## Exercise instructions:
Seek out every line containing the word "components", and copy each.

--- BEGIN Collected material ---

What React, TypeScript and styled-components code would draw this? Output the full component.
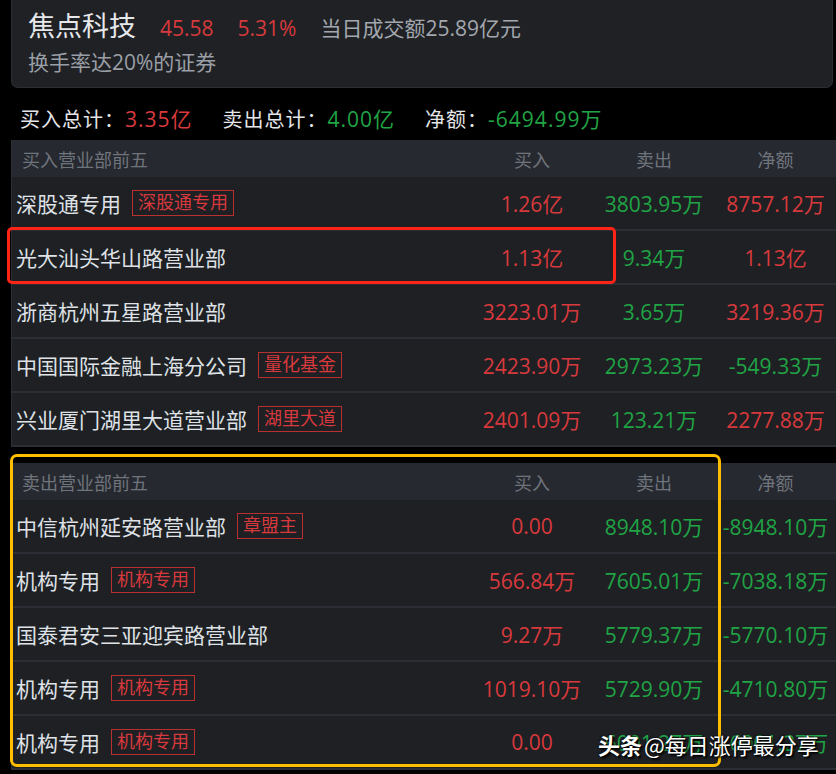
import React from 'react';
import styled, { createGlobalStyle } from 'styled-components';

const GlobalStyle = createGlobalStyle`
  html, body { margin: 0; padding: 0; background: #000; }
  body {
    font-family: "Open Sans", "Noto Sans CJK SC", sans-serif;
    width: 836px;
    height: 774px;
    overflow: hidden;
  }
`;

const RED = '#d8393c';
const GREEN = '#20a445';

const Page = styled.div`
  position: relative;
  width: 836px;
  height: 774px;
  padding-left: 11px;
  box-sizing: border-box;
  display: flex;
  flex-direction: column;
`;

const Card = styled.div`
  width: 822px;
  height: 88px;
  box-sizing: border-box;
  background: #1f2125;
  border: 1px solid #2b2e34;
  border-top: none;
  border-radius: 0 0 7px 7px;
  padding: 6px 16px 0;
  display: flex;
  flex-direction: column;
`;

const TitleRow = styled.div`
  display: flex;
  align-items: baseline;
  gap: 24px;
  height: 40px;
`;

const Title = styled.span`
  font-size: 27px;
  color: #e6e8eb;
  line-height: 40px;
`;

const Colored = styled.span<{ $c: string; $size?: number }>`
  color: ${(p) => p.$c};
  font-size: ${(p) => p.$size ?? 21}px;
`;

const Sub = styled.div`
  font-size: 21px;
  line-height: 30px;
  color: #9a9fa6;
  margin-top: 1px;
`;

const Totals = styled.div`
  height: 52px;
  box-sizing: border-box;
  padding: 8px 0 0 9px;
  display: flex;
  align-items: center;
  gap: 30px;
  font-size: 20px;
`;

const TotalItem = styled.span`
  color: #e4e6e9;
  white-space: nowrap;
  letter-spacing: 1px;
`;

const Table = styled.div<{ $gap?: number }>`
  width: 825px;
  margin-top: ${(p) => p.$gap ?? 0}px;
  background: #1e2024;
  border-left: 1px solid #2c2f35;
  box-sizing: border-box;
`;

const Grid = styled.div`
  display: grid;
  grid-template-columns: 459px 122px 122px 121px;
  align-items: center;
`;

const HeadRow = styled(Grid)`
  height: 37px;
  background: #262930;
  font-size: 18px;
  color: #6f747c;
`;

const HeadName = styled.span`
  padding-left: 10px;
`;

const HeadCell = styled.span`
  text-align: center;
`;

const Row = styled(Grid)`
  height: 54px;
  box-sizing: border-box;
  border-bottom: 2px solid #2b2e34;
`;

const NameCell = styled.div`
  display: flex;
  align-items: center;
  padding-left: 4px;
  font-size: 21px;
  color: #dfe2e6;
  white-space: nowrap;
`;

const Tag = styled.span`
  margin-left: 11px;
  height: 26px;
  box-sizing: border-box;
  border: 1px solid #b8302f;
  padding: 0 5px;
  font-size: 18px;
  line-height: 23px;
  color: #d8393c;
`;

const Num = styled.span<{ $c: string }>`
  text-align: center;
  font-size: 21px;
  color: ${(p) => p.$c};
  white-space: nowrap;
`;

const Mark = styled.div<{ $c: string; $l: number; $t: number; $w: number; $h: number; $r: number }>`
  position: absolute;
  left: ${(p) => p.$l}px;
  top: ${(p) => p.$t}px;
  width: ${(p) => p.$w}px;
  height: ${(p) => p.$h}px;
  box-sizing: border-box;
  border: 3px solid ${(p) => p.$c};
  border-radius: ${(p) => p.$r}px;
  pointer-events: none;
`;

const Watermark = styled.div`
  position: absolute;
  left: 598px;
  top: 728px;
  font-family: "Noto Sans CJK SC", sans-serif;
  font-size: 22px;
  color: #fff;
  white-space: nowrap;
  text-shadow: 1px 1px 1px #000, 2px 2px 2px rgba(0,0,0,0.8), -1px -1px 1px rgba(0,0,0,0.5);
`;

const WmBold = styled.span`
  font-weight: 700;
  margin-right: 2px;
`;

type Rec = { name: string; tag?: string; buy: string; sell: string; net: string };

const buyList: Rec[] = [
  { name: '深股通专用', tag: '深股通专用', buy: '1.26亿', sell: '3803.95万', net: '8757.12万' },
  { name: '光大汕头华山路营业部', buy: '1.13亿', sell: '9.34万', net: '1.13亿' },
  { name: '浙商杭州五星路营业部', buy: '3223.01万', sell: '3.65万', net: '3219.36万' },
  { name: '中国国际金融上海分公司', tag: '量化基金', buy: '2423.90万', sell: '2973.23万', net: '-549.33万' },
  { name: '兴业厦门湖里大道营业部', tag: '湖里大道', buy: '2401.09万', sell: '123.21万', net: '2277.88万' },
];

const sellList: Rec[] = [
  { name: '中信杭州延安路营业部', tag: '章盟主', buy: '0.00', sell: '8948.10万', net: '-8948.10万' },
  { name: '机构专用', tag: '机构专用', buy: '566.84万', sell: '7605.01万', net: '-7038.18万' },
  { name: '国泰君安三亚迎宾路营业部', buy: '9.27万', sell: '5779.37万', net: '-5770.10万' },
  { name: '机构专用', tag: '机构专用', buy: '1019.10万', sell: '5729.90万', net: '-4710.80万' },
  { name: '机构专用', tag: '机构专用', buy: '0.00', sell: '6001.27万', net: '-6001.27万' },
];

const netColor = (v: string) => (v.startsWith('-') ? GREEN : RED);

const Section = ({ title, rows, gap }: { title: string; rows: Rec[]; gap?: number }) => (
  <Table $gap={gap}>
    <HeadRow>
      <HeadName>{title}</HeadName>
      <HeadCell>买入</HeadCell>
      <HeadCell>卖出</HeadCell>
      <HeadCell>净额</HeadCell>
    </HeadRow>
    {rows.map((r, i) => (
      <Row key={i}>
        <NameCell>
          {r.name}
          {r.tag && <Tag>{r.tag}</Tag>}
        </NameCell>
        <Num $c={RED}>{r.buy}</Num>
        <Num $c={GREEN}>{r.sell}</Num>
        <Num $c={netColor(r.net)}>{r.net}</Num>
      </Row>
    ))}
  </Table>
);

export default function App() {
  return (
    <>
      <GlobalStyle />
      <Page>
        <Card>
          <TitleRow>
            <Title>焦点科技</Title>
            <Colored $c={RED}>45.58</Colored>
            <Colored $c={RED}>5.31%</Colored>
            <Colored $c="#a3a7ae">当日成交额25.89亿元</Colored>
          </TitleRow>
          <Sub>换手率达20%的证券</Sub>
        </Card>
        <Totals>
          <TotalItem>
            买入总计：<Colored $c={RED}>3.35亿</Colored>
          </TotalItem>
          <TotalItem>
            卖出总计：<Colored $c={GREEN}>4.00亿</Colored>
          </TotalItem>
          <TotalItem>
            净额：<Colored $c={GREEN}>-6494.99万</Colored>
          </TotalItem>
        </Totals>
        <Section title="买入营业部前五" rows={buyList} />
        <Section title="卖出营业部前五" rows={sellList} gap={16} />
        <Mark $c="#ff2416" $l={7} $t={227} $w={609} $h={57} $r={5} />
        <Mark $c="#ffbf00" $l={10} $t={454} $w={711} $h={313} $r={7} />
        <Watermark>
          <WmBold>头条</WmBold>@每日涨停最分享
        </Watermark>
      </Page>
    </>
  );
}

--- END Collected material ---

## Answer below:
What React, TypeScript and styled-components code would draw this? Output the full component.
import styled, { createGlobalStyle } from 'styled-components';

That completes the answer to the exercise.